— START DATA EXTRACT —
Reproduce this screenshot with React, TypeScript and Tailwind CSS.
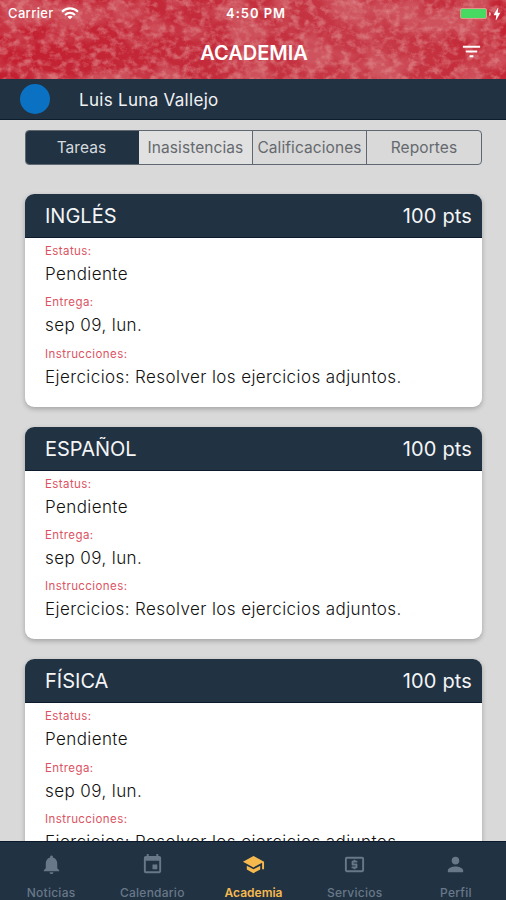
import React from "react";
import { MdNotifications, MdEvent, MdSchool, MdLocalAtm, MdPerson, MdFilterList, MdBolt } from "react-icons/md";

const tasks = ["INGLÉS", "ESPAÑOL", "FÍSICA"];

function Texture() {
  return (
    <svg className="absolute inset-0 h-full w-full" aria-hidden="true">
      <defs>
        <filter id="speckle" x="0" y="0" width="100%" height="100%" colorInterpolationFilters="sRGB">
          <feTurbulence type="fractalNoise" baseFrequency="0.12 0.15" numOctaves="5" seed="12" />
          <feColorMatrix values="0 0 0 0 0.88  0 0 0 0 0.56  0 0 0 0 0.57  2.8 0 0 0 -1.2" />
        </filter>
        <filter id="patches" x="0" y="0" width="100%" height="100%" colorInterpolationFilters="sRGB">
          <feTurbulence type="fractalNoise" baseFrequency="0.022 0.028" numOctaves="4" seed="5" />
          <feColorMatrix values="0 0 0 0 0.84  0 0 0 0 0.43  0 0 0 0 0.46  4 0 0 0 -1.75" />
        </filter>
        <linearGradient id="redBase">
          <stop offset="0" stopColor="#c31f30" />
          <stop offset="0.5" stopColor="#c42e3d" />
          <stop offset="0.75" stopColor="#c73b48" />
          <stop offset="1" stopColor="#c32433" />
        </linearGradient>
      </defs>
      <rect width="100%" height="100%" fill="url(#redBase)" />
      <rect width="100%" height="100%" filter="url(#patches)" opacity="0.55" />
      <rect width="100%" height="100%" filter="url(#speckle)" opacity="0.6" />
    </svg>
  );
}

function WifiIcon() {
  return (
    <svg viewBox="0 0 18 13" className="h-[13px] w-[18px]" fill="none" stroke="white" strokeWidth="2.1">
      <path d="M1 4.7C5.5.2 12.500.2 17 4.700" />
      <path d="M4 7.900C6.800 5.200 11.200 5.200 14 7.900" />
      <path d="M9 12.300 6.300 9.700Q9 7.800 11.700 9.700Z" fill="white" stroke="none" />
    </svg>
  );
}

function Field({ label, value }: { label: string; value: string }) {
  return (
    <div className="mb-[8.400px] whitespace-nowrap">
      <div className="mb-[3px] h-4 text-[11.500px] leading-4 tracking-[0.420px] text-[#dc5362]">{label}</div>
      <div className="h-6 text-[17px] font-light leading-6 tracking-[0.410px] text-[#111]">{value}</div>
    </div>
  );
}

function Card({ title }: { title: string }) {
  return (
    <article className="mb-5 h-[212.700px] shrink-0 overflow-hidden rounded-[9px] bg-white shadow-[0_2px_5px_rgba(0,0,0,0.25)]">
      <header className="flex h-11 items-center justify-between border-b border-[#0c1c2e] bg-[#213243] pl-5 pr-[10px] pt-px text-[20px] text-[#f4f5f6]">
        <h2>{title}</h2>
        <span className="tracking-[0.150px]">100 pts</span>
      </header>
      <div className="pl-5 pt-[5px]">
        <Field label="Estatus:" value="Pendiente" />
        <Field label="Entrega:" value="sep 09, lun." />
        <Field label="Instrucciones:" value="Ejercicios: Resolver los ejercicios adjuntos." />
      </div>
    </article>
  );
}

const nav = [
  { label: "Noticias", Icon: MdNotifications },
  { label: "Calendario", Icon: MdEvent },
  { label: "Academia", Icon: MdSchool },
  { label: "Servicios", Icon: MdLocalAtm },
  { label: "Perfil", Icon: MdPerson },
];

export default function App() {
  return (
    <div className="flex h-[900px] w-[506px] flex-col overflow-hidden bg-[#d9d9d9] font-['Inter',sans-serif]">
      <header className="relative h-[79px] shrink-0 text-white">
        <Texture />
        <div className="relative grid h-[27px] grid-cols-3 items-center px-2 text-[13px]">
          <div className="flex items-center gap-[7px]"><span className="font-medium tracking-[0.350px]">Carrier</span><WifiIcon /></div>
          <span className="pl-[6px] text-center font-semibold tracking-[0.950px]">4:50 PM</span>
          <div className="-mr-2 flex items-center justify-end">
            <span className="h-[11px] w-[27px] rounded-[2px] border border-[#e09a8b] bg-[#46da63]" />
            <span className="ml-[2px] h-1 w-[2px] rounded-r bg-[#e8a3a8]" />
            <MdBolt className="-ml-[2px] mr-px h-[16px] w-[16px]" />
          </div>
        </div>
        <div className="relative grid h-[52px] grid-cols-[1fr_auto_1fr] items-center pr-[23px]">
          <h1 className="col-start-2 -mt-px pl-[25px] text-[20px] font-semibold">ACADEMIA</h1>
          <MdFilterList className="-mt-[3px] h-[23px] w-[23px] justify-self-end" />
        </div>
      </header>
      <div className="flex h-[41px] shrink-0 items-center border-b border-[#0c1c2e] bg-[#213243] pl-5 text-[17px] text-[#f0f1f2]">
        <span className="mr-[29px] h-[30px] w-[30px] rounded-full bg-[#0b72c3]" />
        <span className="pt-[3px] tracking-[0.300px]">Luis Luna Vallejo</span>
      </div>
      <main className="flex min-h-0 flex-1 flex-col overflow-hidden px-6 pl-[25px] pt-[10px]">
        <div className="mb-[29px] grid h-[35px] shrink-0 grid-cols-[113px_114px_114px_1fr] overflow-hidden rounded-[4px] border border-[#5f6871] text-[15.500px] tracking-[0.080px] text-[#65696e]">
          <span className="flex items-center justify-center bg-[#213243] pr-[2px] pt-px text-[#d7dadd]">Tareas</span>
          <span className="flex items-center justify-center border-r border-[#5f6871] bg-[#e1e1e1] pt-px">Inasistencias</span>
          <span className="flex items-center justify-center border-r border-[#5f6871] pt-px">Calificaciones</span>
          <span className="flex items-center justify-center pt-px">Reportes</span>
        </div>
        {tasks.map((title) => <Card key={title} title={title} />)}
      </main>
      <nav className="grid h-[59px] shrink-0 grid-cols-5 border-t border-[#0b1829] bg-[#213243] text-[#697888]">
        {nav.map(({ label, Icon }) => (
          <div key={label} className={label === "Academia" ? "flex flex-col items-center pt-[11px] pl-px text-[#f6b94e]" : "flex flex-col items-center pt-[11px] pl-px"}>
            <Icon className="h-[23px] w-[23px]" />
            <span className={label === "Academia" ? "mt-[9px] text-[12px] font-semibold leading-4" : "mt-[9px] text-[12px] font-medium leading-4 tracking-[0.250px]"}>{label}</span>
          </div>
        ))}
      </nav>
    </div>
  );
}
— END DATA EXTRACT —
## GIVEN REQUEST
Give every line back word for word and leave the pictures out.

## WORKED SOLUTION
Reproduce this screenshot with React, TypeScript and Tailwind CSS.
import React from "react";
import { MdNotifications, MdEvent, MdSchool, MdLocalAtm, MdPerson, MdFilterList, MdBolt } from "react-icons/md";

const tasks = ["INGLÉS", "ESPAÑOL", "FÍSICA"];

function Texture() {
  return (
    <svg className="absolute inset-0 h-full w-full" aria-hidden="true">
      <defs>
        <filter id="speckle" x="0" y="0" width="100%" height="100%" colorInterpolationFilters="sRGB">
          <feTurbulence type="fractalNoise" baseFrequency="0.12 0.15" numOctaves="5" seed="12" />
          <feColorMatrix values="0 0 0 0 0.88  0 0 0 0 0.56  0 0 0 0 0.57  2.8 0 0 0 -1.2" />
        </filter>
        <filter id="patches" x="0" y="0" width="100%" height="100%" colorInterpolationFilters="sRGB">
          <feTurbulence type="fractalNoise" baseFrequency="0.022 0.028" numOctaves="4" seed="5" />
          <feColorMatrix values="0 0 0 0 0.84  0 0 0 0 0.43  0 0 0 0 0.46  4 0 0 0 -1.75" />
        </filter>
        <linearGradient id="redBase">
          <stop offset="0" stopColor="#c31f30" />
          <stop offset="0.5" stopColor="#c42e3d" />
          <stop offset="0.75" stopColor="#c73b48" />
          <stop offset="1" stopColor="#c32433" />
        </linearGradient>
      </defs>
      <rect width="100%" height="100%" fill="url(#redBase)" />
      <rect width="100%" height="100%" filter="url(#patches)" opacity="0.55" />
      <rect width="100%" height="100%" filter="url(#speckle)" opacity="0.6" />
    </svg>
  );
}

function WifiIcon() {
  return (
    <svg viewBox="0 0 18 13" className="h-[13px] w-[18px]" fill="none" stroke="white" strokeWidth="2.1">
      <path d="M1 4.7C5.5.2 12.500.2 17 4.700" />
      <path d="M4 7.900C6.800 5.200 11.200 5.200 14 7.900" />
      <path d="M9 12.300 6.300 9.700Q9 7.800 11.700 9.700Z" fill="white" stroke="none" />
    </svg>
  );
}

function Field({ label, value }: { label: string; value: string }) {
  return (
    <div className="mb-[8.400px] whitespace-nowrap">
      <div className="mb-[3px] h-4 text-[11.500px] leading-4 tracking-[0.420px] text-[#dc5362]">{label}</div>
      <div className="h-6 text-[17px] font-light leading-6 tracking-[0.410px] text-[#111]">{value}</div>
    </div>
  );
}

function Card({ title }: { title: string }) {
  return (
    <article className="mb-5 h-[212.700px] shrink-0 overflow-hidden rounded-[9px] bg-white shadow-[0_2px_5px_rgba(0,0,0,0.25)]">
      <header className="flex h-11 items-center justify-between border-b border-[#0c1c2e] bg-[#213243] pl-5 pr-[10px] pt-px text-[20px] text-[#f4f5f6]">
        <h2>{title}</h2>
        <span className="tracking-[0.150px]">100 pts</span>
      </header>
      <div className="pl-5 pt-[5px]">
        <Field label="Estatus:" value="Pendiente" />
        <Field label="Entrega:" value="sep 09, lun." />
        <Field label="Instrucciones:" value="Ejercicios: Resolver los ejercicios adjuntos." />
      </div>
    </article>
  );
}

const nav = [
  { label: "Noticias", Icon: MdNotifications },
  { label: "Calendario", Icon: MdEvent },
  { label: "Academia", Icon: MdSchool },
  { label: "Servicios", Icon: MdLocalAtm },
  { label: "Perfil", Icon: MdPerson },
];

export default function App() {
  return (
    <div className="flex h-[900px] w-[506px] flex-col overflow-hidden bg-[#d9d9d9] font-['Inter',sans-serif]">
      <header className="relative h-[79px] shrink-0 text-white">
        <Texture />
        <div className="relative grid h-[27px] grid-cols-3 items-center px-2 text-[13px]">
          <div className="flex items-center gap-[7px]"><span className="font-medium tracking-[0.350px]">Carrier</span><WifiIcon /></div>
          <span className="pl-[6px] text-center font-semibold tracking-[0.950px]">4:50 PM</span>
          <div className="-mr-2 flex items-center justify-end">
            <span className="h-[11px] w-[27px] rounded-[2px] border border-[#e09a8b] bg-[#46da63]" />
            <span className="ml-[2px] h-1 w-[2px] rounded-r bg-[#e8a3a8]" />
            <MdBolt className="-ml-[2px] mr-px h-[16px] w-[16px]" />
          </div>
        </div>
        <div className="relative grid h-[52px] grid-cols-[1fr_auto_1fr] items-center pr-[23px]">
          <h1 className="col-start-2 -mt-px pl-[25px] text-[20px] font-semibold">ACADEMIA</h1>
          <MdFilterList className="-mt-[3px] h-[23px] w-[23px] justify-self-end" />
        </div>
      </header>
      <div className="flex h-[41px] shrink-0 items-center border-b border-[#0c1c2e] bg-[#213243] pl-5 text-[17px] text-[#f0f1f2]">
        <span className="mr-[29px] h-[30px] w-[30px] rounded-full bg-[#0b72c3]" />
        <span className="pt-[3px] tracking-[0.300px]">Luis Luna Vallejo</span>
      </div>
      <main className="flex min-h-0 flex-1 flex-col overflow-hidden px-6 pl-[25px] pt-[10px]">
        <div className="mb-[29px] grid h-[35px] shrink-0 grid-cols-[113px_114px_114px_1fr] overflow-hidden rounded-[4px] border border-[#5f6871] text-[15.500px] tracking-[0.080px] text-[#65696e]">
          <span className="flex items-center justify-center bg-[#213243] pr-[2px] pt-px text-[#d7dadd]">Tareas</span>
          <span className="flex items-center justify-center border-r border-[#5f6871] bg-[#e1e1e1] pt-px">Inasistencias</span>
          <span className="flex items-center justify-center border-r border-[#5f6871] pt-px">Calificaciones</span>
          <span className="flex items-center justify-center pt-px">Reportes</span>
        </div>
        {tasks.map((title) => <Card key={title} title={title} />)}
      </main>
      <nav className="grid h-[59px] shrink-0 grid-cols-5 border-t border-[#0b1829] bg-[#213243] text-[#697888]">
        {nav.map(({ label, Icon }) => (
          <div key={label} className={label === "Academia" ? "flex flex-col items-center pt-[11px] pl-px text-[#f6b94e]" : "flex flex-col items-center pt-[11px] pl-px"}>
            <Icon className="h-[23px] w-[23px]" />
            <span className={label === "Academia" ? "mt-[9px] text-[12px] font-semibold leading-4" : "mt-[9px] text-[12px] font-medium leading-4 tracking-[0.250px]"}>{label}</span>
          </div>
        ))}
      </nav>
    </div>
  );
}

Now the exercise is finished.